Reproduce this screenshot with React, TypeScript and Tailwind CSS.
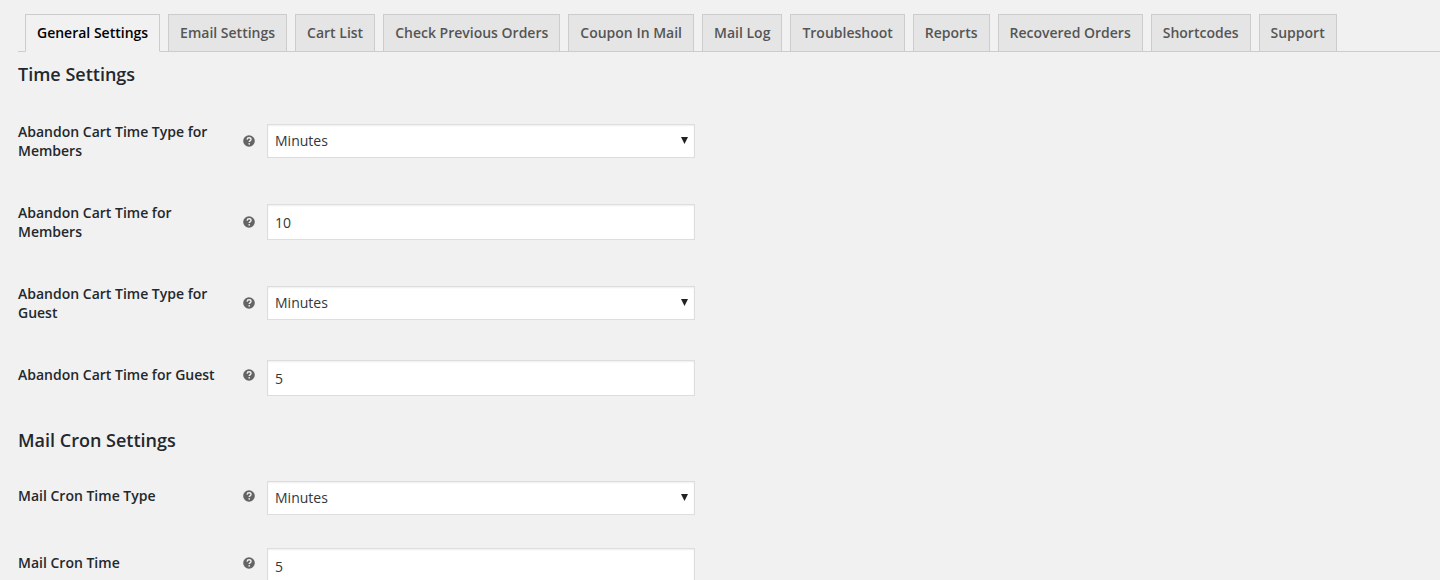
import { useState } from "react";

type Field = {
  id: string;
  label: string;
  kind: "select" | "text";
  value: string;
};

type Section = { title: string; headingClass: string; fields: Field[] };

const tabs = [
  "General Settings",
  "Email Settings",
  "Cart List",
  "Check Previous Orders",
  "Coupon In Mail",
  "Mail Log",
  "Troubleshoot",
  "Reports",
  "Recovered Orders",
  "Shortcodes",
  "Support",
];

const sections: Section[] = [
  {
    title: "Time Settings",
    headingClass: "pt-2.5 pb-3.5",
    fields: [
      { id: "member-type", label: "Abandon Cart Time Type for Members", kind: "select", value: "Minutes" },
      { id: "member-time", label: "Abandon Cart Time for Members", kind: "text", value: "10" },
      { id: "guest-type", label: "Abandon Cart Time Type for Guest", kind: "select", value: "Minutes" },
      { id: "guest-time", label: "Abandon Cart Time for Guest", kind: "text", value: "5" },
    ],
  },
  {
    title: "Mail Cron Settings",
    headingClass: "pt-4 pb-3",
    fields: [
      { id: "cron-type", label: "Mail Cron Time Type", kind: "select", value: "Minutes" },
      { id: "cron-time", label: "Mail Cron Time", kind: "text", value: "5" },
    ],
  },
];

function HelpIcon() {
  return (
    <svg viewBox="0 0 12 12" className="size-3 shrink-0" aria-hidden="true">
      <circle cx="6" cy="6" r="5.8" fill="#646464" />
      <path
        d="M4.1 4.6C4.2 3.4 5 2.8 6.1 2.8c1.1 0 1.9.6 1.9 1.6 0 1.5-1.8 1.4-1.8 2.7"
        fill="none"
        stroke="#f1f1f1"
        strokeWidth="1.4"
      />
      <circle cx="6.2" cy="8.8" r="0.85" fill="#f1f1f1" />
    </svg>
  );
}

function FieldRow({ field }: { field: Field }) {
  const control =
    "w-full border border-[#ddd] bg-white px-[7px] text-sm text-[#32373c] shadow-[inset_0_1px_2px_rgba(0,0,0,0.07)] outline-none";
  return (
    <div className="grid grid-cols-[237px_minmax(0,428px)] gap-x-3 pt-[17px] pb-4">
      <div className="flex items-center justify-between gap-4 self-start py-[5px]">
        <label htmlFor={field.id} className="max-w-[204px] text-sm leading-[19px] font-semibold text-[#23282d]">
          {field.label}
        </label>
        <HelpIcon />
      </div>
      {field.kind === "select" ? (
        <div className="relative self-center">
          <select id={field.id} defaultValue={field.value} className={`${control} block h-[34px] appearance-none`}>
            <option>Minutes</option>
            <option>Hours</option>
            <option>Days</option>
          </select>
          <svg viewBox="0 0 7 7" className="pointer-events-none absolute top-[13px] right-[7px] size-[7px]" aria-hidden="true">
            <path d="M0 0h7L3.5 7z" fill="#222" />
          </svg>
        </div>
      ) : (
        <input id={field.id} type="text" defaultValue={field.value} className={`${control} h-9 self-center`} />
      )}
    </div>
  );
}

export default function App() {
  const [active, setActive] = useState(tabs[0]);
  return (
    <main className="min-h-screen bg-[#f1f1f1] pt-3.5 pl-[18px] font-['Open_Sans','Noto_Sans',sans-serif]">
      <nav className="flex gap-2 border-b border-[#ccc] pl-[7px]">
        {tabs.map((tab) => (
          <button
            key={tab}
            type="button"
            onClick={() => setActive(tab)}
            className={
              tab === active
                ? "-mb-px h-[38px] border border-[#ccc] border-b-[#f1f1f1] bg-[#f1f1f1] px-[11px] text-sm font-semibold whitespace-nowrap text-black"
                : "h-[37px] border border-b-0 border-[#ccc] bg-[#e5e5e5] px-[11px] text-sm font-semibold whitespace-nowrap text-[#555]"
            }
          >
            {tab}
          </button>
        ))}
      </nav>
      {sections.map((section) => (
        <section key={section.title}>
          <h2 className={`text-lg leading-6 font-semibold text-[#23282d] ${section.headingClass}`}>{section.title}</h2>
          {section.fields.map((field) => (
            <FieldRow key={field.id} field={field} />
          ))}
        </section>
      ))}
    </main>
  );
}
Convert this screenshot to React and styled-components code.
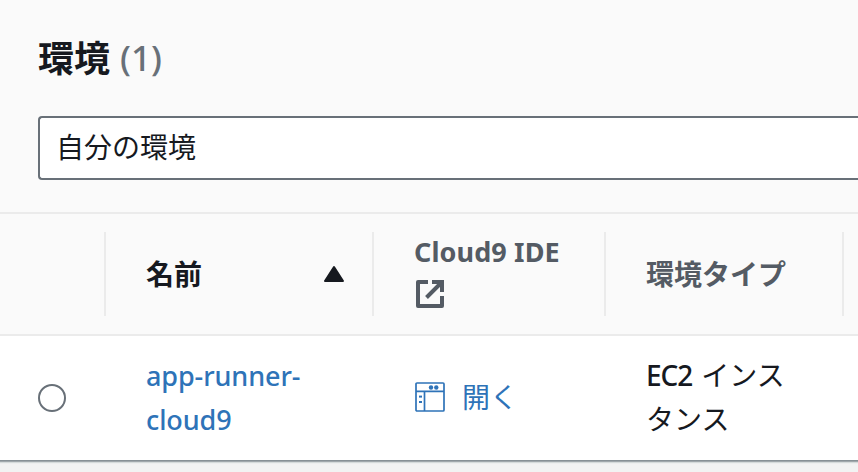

:: Goal ::
Take the listing above and restate it word for word, without its pictures.

:: Solution to this task ::
Reproduce this screenshot with React, TypeScript and Tailwind CSS.
import { useState } from "react";

type Field = {
  id: string;
  label: string;
  kind: "select" | "text";
  value: string;
};

type Section = { title: string; headingClass: string; fields: Field[] };

const tabs = [
  "General Settings",
  "Email Settings",
  "Cart List",
  "Check Previous Orders",
  "Coupon In Mail",
  "Mail Log",
  "Troubleshoot",
  "Reports",
  "Recovered Orders",
  "Shortcodes",
  "Support",
];

const sections: Section[] = [
  {
    title: "Time Settings",
    headingClass: "pt-2.5 pb-3.5",
    fields: [
      { id: "member-type", label: "Abandon Cart Time Type for Members", kind: "select", value: "Minutes" },
      { id: "member-time", label: "Abandon Cart Time for Members", kind: "text", value: "10" },
      { id: "guest-type", label: "Abandon Cart Time Type for Guest", kind: "select", value: "Minutes" },
      { id: "guest-time", label: "Abandon Cart Time for Guest", kind: "text", value: "5" },
    ],
  },
  {
    title: "Mail Cron Settings",
    headingClass: "pt-4 pb-3",
    fields: [
      { id: "cron-type", label: "Mail Cron Time Type", kind: "select", value: "Minutes" },
      { id: "cron-time", label: "Mail Cron Time", kind: "text", value: "5" },
    ],
  },
];

function HelpIcon() {
  return (
    <svg viewBox="0 0 12 12" className="size-3 shrink-0" aria-hidden="true">
      <circle cx="6" cy="6" r="5.8" fill="#646464" />
      <path
        d="M4.1 4.6C4.2 3.4 5 2.8 6.1 2.8c1.1 0 1.9.6 1.9 1.6 0 1.5-1.8 1.4-1.8 2.7"
        fill="none"
        stroke="#f1f1f1"
        strokeWidth="1.4"
      />
      <circle cx="6.2" cy="8.8" r="0.85" fill="#f1f1f1" />
    </svg>
  );
}

function FieldRow({ field }: { field: Field }) {
  const control =
    "w-full border border-[#ddd] bg-white px-[7px] text-sm text-[#32373c] shadow-[inset_0_1px_2px_rgba(0,0,0,0.07)] outline-none";
  return (
    <div className="grid grid-cols-[237px_minmax(0,428px)] gap-x-3 pt-[17px] pb-4">
      <div className="flex items-center justify-between gap-4 self-start py-[5px]">
        <label htmlFor={field.id} className="max-w-[204px] text-sm leading-[19px] font-semibold text-[#23282d]">
          {field.label}
        </label>
        <HelpIcon />
      </div>
      {field.kind === "select" ? (
        <div className="relative self-center">
          <select id={field.id} defaultValue={field.value} className={`${control} block h-[34px] appearance-none`}>
            <option>Minutes</option>
            <option>Hours</option>
            <option>Days</option>
          </select>
          <svg viewBox="0 0 7 7" className="pointer-events-none absolute top-[13px] right-[7px] size-[7px]" aria-hidden="true">
            <path d="M0 0h7L3.5 7z" fill="#222" />
          </svg>
        </div>
      ) : (
        <input id={field.id} type="text" defaultValue={field.value} className={`${control} h-9 self-center`} />
      )}
    </div>
  );
}

export default function App() {
  const [active, setActive] = useState(tabs[0]);
  return (
    <main className="min-h-screen bg-[#f1f1f1] pt-3.5 pl-[18px] font-['Open_Sans','Noto_Sans',sans-serif]">
      <nav className="flex gap-2 border-b border-[#ccc] pl-[7px]">
        {tabs.map((tab) => (
          <button
            key={tab}
            type="button"
            onClick={() => setActive(tab)}
            className={
              tab === active
                ? "-mb-px h-[38px] border border-[#ccc] border-b-[#f1f1f1] bg-[#f1f1f1] px-[11px] text-sm font-semibold whitespace-nowrap text-black"
                : "h-[37px] border border-b-0 border-[#ccc] bg-[#e5e5e5] px-[11px] text-sm font-semibold whitespace-nowrap text-[#555]"
            }
          >
            {tab}
          </button>
        ))}
      </nav>
      {sections.map((section) => (
        <section key={section.title}>
          <h2 className={`text-lg leading-6 font-semibold text-[#23282d] ${section.headingClass}`}>{section.title}</h2>
          {section.fields.map((field) => (
            <FieldRow key={field.id} field={field} />
          ))}
        </section>
      ))}
    </main>
  );
}
Convert this screenshot to React and styled-components code.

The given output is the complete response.